STATED PROBLEM — Below are records. Copy every line with "screenshot" in it.

§

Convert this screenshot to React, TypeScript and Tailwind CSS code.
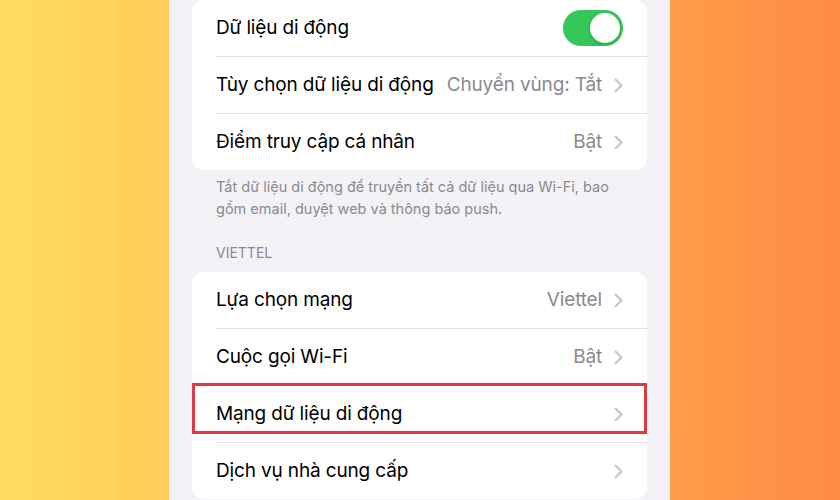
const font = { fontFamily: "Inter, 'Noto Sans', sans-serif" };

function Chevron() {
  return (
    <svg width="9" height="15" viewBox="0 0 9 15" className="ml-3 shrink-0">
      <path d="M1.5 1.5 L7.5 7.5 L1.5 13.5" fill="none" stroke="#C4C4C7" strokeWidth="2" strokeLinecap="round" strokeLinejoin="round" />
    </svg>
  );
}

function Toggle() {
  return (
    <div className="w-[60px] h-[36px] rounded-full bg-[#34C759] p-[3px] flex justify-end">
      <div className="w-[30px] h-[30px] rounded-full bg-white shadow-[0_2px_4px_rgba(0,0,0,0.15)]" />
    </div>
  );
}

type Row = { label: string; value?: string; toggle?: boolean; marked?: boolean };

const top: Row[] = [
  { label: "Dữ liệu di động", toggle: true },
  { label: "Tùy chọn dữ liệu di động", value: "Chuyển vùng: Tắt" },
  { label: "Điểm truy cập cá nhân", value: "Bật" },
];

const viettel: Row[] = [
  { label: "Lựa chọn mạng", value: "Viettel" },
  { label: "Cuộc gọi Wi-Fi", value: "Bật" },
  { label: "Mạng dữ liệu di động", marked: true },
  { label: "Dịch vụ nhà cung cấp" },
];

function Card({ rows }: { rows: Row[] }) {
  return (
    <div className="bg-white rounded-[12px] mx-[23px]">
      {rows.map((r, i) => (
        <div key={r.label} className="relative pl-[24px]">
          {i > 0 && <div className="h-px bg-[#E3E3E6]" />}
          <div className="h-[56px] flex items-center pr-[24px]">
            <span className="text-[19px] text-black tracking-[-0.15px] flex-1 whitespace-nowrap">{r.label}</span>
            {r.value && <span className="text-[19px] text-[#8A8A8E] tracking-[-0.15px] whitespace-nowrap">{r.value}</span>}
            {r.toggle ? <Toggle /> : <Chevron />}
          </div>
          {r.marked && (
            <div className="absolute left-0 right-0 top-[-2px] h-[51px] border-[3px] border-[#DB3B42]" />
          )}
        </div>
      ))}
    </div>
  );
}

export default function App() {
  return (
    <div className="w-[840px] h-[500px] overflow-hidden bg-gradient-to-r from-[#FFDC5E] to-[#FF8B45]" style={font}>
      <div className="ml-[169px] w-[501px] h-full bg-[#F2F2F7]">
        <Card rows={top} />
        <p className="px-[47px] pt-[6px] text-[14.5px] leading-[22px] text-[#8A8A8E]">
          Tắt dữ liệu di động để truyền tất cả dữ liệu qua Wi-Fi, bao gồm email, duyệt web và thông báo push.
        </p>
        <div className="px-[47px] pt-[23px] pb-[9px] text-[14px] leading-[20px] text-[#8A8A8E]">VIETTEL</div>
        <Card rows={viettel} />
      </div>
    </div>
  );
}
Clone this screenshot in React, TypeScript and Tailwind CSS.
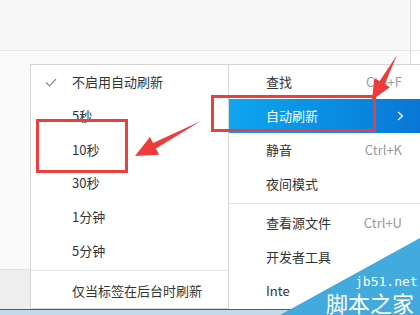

§

RIGHT ANSWER —
Convert this screenshot to React, TypeScript and Tailwind CSS code.
Clone this screenshot in React, TypeScript and Tailwind CSS.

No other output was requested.